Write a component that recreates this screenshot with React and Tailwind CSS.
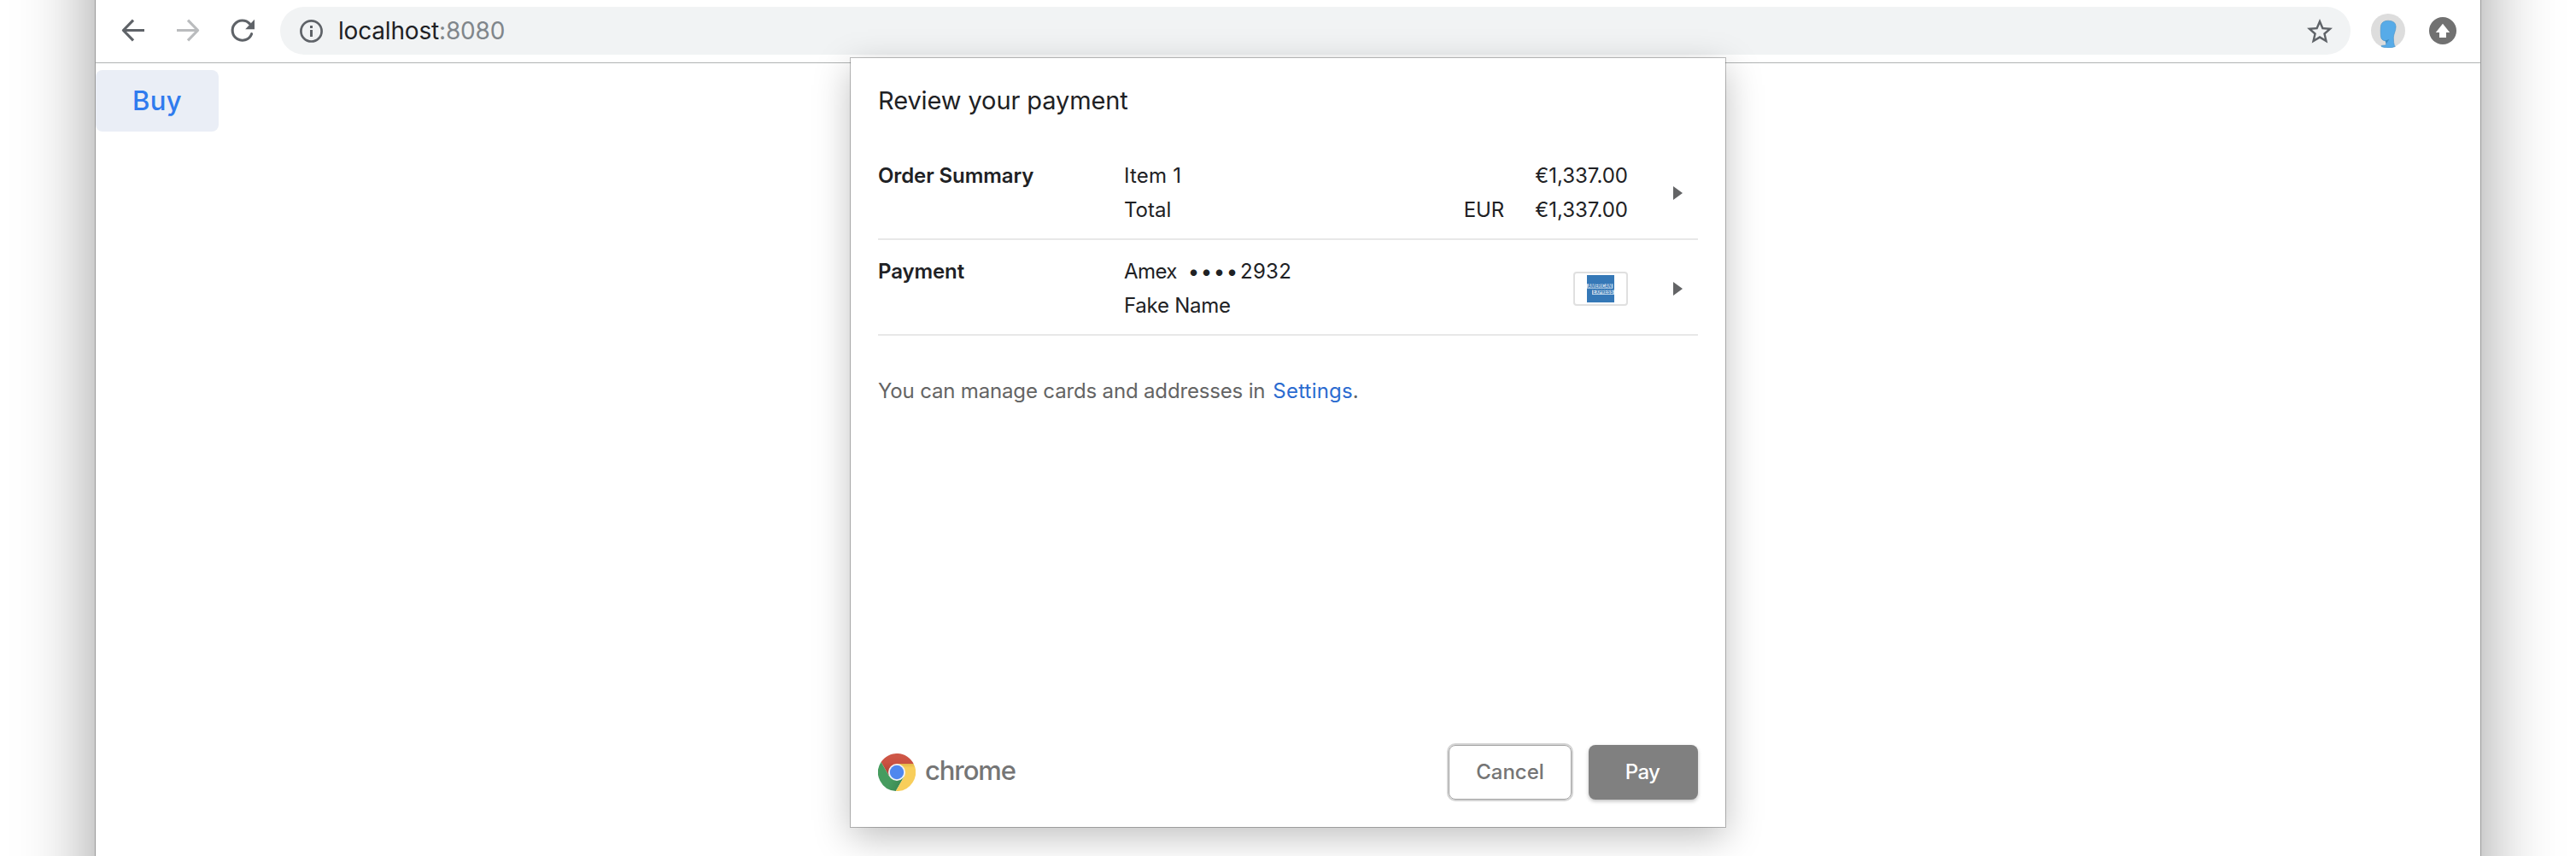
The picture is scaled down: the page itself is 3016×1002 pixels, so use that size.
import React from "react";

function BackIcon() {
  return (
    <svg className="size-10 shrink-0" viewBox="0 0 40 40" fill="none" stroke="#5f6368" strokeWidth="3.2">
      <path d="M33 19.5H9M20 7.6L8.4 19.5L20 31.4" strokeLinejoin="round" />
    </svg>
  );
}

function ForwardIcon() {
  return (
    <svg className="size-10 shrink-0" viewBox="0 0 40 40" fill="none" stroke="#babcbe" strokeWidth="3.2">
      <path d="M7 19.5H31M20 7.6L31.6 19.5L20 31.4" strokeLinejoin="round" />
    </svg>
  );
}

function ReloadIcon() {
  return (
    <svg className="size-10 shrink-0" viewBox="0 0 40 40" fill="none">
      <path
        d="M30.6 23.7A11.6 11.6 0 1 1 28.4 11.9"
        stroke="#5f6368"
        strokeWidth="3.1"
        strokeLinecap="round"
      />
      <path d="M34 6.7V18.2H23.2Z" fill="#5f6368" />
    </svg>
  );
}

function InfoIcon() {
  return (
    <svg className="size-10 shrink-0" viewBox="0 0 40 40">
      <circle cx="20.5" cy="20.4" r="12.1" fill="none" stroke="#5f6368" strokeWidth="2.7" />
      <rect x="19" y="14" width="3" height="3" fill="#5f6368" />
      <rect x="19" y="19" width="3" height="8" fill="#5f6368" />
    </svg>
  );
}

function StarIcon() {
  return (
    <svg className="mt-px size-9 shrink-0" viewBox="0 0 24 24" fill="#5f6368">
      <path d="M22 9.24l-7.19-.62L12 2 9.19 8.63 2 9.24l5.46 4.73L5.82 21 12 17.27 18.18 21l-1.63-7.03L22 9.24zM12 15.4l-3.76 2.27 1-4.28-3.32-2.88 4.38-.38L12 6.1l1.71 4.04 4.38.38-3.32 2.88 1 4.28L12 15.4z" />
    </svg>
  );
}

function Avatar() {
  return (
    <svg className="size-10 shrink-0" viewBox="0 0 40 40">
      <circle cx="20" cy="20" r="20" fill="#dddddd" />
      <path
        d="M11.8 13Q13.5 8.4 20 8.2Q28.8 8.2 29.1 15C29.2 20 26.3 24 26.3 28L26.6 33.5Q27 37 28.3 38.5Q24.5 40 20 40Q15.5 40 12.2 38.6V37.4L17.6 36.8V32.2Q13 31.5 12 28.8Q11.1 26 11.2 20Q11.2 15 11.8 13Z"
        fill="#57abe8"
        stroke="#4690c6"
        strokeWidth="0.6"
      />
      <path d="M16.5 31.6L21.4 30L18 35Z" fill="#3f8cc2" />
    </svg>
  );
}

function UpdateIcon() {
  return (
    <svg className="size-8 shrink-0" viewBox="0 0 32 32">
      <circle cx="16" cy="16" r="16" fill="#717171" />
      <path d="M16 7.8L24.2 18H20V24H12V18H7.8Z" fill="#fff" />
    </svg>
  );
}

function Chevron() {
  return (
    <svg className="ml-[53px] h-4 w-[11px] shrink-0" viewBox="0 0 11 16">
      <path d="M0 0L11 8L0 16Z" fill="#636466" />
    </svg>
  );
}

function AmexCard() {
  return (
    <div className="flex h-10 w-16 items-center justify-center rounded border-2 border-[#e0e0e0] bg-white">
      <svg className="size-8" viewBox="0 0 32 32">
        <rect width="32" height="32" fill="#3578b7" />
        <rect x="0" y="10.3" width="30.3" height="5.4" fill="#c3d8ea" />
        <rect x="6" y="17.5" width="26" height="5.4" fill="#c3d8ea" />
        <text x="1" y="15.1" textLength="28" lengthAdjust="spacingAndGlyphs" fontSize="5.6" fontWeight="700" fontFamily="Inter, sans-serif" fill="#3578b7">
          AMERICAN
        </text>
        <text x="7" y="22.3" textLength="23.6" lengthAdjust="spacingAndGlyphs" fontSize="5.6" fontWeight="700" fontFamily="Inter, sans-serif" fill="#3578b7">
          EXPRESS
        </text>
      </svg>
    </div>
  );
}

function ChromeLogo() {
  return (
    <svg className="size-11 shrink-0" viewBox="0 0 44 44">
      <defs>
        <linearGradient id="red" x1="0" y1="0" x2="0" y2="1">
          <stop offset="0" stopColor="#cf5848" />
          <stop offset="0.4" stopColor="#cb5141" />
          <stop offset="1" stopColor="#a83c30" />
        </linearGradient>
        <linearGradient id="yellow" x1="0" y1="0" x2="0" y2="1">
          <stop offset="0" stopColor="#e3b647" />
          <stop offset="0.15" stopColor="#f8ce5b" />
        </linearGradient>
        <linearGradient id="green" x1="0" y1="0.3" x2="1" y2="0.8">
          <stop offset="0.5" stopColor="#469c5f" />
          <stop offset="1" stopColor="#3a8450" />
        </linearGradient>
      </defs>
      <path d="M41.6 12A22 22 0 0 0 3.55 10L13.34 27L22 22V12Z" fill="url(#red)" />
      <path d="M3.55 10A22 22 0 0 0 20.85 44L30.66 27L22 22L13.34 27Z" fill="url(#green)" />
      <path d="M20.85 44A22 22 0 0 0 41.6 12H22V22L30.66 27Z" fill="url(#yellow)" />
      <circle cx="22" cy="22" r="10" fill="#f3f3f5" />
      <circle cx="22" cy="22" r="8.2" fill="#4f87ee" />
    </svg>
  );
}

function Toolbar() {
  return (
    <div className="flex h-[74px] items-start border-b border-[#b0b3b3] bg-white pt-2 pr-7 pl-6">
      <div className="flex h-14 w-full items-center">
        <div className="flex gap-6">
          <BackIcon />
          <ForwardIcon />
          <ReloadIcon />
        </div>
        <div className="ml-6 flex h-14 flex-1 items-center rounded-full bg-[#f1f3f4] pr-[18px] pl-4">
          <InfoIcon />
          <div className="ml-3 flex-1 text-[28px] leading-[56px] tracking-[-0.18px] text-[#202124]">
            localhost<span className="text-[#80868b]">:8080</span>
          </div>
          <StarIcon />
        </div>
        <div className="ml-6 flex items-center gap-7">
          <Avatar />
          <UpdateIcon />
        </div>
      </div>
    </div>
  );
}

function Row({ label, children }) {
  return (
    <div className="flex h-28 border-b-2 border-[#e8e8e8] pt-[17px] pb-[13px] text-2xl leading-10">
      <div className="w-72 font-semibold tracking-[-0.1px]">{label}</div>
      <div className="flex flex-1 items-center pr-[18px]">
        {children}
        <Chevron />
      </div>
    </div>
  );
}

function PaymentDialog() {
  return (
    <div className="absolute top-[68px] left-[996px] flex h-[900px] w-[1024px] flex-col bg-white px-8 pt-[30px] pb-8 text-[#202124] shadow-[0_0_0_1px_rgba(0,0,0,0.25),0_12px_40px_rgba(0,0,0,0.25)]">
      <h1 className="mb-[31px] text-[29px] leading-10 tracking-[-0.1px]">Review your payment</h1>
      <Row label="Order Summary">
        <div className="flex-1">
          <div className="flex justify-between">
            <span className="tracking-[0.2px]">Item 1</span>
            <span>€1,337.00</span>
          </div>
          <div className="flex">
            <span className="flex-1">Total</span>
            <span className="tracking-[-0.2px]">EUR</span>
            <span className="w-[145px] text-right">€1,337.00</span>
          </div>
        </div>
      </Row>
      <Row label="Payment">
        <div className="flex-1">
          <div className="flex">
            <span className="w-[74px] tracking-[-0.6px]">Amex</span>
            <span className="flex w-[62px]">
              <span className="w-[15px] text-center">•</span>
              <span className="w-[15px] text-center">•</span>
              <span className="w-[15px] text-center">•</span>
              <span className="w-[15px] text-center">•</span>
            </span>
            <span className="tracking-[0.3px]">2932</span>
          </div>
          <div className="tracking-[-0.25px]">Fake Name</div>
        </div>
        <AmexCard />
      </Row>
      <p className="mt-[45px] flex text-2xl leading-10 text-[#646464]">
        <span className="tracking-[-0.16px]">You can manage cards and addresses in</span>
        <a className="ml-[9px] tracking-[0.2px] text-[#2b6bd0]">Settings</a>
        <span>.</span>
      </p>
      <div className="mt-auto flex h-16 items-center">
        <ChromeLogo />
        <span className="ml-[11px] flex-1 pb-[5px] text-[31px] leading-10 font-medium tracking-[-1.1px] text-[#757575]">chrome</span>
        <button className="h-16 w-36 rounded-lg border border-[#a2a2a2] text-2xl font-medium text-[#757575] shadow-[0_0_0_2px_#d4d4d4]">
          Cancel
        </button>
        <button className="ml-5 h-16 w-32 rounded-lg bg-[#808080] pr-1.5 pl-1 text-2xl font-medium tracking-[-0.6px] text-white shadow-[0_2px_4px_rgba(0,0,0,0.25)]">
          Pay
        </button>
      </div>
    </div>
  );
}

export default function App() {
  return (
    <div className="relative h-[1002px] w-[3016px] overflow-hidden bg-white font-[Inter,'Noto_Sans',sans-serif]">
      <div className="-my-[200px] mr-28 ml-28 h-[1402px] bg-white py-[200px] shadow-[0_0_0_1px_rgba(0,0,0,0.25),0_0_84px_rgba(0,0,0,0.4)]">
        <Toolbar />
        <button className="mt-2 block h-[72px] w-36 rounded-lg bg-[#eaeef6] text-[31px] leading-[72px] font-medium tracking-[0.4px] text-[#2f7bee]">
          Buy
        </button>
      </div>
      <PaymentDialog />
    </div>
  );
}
━━━━━━━━━━
### Stated exercise
Nothing beyond the lines starting at the line containing "The picture is" and ending at the line containing "import React from" is to be reproduced; reproduce those lines exactly, both ends included.

### Completed exercise
The picture is scaled down: the page itself is 3016×1002 pixels, so use that size.
import React from "react";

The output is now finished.